**MATERIAL PROVIDED**
----------------

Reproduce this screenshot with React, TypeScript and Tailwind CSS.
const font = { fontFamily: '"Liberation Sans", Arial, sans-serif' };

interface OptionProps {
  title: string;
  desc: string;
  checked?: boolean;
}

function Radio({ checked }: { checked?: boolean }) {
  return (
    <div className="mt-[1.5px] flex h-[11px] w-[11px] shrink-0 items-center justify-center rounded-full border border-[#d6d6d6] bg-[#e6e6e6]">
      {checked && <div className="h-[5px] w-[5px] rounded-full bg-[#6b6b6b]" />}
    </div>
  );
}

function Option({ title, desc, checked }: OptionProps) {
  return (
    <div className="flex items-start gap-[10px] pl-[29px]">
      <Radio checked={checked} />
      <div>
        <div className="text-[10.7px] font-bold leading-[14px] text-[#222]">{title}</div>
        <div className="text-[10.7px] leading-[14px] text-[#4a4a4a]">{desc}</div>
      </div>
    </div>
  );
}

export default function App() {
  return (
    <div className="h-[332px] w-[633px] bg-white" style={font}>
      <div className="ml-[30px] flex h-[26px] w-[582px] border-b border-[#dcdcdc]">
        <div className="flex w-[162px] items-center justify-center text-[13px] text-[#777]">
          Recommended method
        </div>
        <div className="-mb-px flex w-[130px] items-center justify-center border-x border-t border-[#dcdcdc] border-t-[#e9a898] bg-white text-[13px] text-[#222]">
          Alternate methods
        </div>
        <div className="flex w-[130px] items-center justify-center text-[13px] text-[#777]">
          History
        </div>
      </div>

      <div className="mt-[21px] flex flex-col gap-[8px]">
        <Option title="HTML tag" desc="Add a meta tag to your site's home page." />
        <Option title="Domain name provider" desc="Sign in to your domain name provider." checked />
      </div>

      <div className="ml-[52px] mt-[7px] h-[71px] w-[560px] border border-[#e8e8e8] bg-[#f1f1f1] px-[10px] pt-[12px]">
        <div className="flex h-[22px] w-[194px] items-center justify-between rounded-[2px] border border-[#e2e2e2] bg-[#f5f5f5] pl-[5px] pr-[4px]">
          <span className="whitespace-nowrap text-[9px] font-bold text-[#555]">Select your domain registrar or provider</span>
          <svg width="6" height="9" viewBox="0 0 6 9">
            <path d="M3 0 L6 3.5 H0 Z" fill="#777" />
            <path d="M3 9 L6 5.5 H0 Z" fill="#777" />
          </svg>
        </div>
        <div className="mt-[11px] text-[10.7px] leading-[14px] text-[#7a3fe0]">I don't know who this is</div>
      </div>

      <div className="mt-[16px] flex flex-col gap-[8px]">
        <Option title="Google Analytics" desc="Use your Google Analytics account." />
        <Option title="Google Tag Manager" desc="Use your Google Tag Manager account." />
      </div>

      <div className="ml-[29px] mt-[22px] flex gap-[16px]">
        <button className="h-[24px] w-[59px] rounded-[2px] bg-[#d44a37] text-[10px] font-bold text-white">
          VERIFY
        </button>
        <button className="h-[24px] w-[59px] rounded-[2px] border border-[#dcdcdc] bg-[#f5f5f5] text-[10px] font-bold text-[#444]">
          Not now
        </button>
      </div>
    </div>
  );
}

----------------

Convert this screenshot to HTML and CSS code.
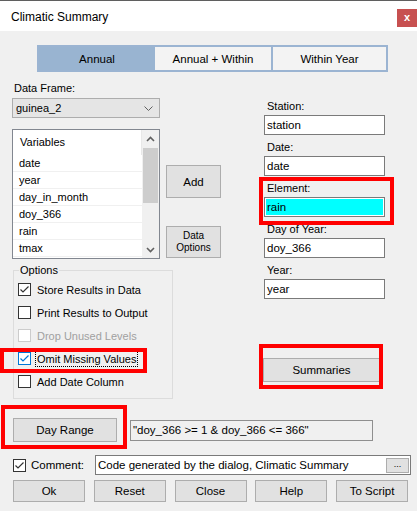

----------------

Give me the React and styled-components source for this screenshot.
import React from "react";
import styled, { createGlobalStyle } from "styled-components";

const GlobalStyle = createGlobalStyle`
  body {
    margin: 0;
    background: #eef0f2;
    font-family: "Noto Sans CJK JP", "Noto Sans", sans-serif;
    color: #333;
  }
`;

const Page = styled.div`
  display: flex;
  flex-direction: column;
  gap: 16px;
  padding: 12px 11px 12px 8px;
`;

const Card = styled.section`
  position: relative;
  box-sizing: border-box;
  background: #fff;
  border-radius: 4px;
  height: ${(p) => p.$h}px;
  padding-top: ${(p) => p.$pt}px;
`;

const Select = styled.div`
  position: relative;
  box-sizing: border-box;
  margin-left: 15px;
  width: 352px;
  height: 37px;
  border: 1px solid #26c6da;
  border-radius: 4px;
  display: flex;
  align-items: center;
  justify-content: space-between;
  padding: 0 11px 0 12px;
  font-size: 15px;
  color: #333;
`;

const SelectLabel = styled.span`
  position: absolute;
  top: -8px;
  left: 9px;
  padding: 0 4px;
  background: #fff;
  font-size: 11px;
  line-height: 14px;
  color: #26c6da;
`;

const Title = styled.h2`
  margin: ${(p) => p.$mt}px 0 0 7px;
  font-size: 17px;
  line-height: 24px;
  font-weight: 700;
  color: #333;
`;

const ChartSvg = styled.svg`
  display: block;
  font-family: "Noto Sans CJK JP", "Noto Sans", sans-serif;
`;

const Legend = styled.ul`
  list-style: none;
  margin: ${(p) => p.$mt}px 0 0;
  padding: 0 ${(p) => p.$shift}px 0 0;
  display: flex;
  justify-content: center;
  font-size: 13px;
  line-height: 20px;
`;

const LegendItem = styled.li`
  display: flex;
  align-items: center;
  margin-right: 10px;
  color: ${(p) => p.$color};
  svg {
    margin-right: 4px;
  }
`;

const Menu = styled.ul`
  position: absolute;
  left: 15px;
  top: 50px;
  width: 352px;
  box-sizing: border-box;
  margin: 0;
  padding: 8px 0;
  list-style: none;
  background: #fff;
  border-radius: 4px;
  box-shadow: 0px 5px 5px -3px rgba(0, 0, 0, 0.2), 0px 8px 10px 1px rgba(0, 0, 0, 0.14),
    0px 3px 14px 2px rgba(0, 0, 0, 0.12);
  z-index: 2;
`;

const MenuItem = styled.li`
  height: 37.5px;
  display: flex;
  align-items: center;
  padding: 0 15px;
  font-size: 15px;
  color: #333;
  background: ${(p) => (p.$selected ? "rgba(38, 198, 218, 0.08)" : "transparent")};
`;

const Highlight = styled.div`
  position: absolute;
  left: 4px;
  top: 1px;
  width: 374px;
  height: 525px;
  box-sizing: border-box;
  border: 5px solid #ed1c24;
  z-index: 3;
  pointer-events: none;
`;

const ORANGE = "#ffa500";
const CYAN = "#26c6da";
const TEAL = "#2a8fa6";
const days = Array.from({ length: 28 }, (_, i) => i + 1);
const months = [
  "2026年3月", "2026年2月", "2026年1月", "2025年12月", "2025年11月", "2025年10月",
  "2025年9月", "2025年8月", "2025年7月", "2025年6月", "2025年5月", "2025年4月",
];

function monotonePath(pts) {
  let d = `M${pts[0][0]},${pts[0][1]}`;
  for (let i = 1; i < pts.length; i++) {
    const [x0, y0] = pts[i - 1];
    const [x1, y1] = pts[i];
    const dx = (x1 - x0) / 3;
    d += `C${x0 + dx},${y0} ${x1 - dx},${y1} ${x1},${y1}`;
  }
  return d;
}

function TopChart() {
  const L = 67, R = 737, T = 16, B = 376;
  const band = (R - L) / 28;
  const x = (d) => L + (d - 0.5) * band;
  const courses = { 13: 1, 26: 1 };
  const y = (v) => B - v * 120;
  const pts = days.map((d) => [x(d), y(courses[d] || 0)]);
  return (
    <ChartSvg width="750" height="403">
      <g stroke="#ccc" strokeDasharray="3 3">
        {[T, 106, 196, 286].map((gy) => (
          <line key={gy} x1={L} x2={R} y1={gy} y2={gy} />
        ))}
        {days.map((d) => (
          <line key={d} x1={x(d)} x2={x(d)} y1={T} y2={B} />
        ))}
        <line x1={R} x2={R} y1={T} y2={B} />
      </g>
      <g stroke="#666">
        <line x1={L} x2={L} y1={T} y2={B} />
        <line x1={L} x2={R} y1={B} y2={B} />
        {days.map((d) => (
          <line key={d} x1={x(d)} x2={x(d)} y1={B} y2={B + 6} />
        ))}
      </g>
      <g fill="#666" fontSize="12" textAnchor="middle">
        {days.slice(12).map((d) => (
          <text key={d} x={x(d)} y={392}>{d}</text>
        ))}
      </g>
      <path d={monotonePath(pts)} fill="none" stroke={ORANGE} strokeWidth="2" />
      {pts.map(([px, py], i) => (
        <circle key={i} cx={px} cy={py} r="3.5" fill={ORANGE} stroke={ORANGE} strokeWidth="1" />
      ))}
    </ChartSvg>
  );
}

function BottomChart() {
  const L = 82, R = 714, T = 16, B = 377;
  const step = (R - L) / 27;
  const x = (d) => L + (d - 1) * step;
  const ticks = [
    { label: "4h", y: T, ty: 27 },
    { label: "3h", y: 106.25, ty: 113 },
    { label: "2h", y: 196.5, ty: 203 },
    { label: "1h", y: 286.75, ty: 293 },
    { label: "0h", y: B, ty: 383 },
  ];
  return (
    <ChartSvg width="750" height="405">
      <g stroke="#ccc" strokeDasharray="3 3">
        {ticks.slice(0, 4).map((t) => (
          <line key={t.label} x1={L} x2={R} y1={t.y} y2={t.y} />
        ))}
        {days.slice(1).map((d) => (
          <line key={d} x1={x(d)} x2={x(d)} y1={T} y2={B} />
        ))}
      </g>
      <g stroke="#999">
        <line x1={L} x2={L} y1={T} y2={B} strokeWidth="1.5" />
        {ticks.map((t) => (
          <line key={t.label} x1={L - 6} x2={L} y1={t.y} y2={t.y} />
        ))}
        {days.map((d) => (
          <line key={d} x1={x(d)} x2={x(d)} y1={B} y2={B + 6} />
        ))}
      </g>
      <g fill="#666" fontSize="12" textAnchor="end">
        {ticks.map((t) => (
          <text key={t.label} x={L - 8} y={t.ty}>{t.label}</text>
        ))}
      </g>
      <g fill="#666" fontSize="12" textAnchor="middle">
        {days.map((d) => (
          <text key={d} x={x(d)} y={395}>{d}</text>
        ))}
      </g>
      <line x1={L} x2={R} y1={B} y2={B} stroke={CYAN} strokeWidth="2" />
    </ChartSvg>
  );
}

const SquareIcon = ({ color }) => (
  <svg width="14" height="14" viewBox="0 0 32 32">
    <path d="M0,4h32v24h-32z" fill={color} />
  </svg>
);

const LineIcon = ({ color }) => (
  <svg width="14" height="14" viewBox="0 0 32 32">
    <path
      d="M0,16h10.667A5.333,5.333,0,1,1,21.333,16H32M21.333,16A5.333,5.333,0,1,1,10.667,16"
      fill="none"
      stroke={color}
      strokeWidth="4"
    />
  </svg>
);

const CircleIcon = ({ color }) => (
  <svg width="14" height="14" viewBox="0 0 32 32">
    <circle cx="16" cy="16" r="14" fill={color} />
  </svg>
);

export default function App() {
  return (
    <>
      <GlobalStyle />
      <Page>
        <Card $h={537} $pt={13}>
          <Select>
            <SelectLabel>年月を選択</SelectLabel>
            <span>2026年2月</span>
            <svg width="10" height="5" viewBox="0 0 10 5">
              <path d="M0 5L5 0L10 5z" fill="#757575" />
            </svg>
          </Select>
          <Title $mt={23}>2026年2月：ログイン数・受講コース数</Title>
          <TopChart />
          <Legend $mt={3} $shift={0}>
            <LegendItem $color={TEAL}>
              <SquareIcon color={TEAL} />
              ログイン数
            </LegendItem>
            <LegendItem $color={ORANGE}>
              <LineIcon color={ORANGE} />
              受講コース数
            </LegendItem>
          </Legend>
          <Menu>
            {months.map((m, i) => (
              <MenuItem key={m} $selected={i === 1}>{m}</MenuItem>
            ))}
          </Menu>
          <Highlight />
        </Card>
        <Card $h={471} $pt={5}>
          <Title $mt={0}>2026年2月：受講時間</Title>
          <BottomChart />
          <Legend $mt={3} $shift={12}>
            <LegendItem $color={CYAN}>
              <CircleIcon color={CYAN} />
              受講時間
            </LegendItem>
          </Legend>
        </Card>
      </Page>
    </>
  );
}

----------------

Using the listing above, list every line in which the string "this" occurs.

**THE ANSWER**
Reproduce this screenshot with React, TypeScript and Tailwind CSS.
        <div className="mt-[11px] text-[10.7px] leading-[14px] text-[#7a3fe0]">I don't know who this is</div>
Convert this screenshot to HTML and CSS code.
Give me the React and styled-components source for this screenshot.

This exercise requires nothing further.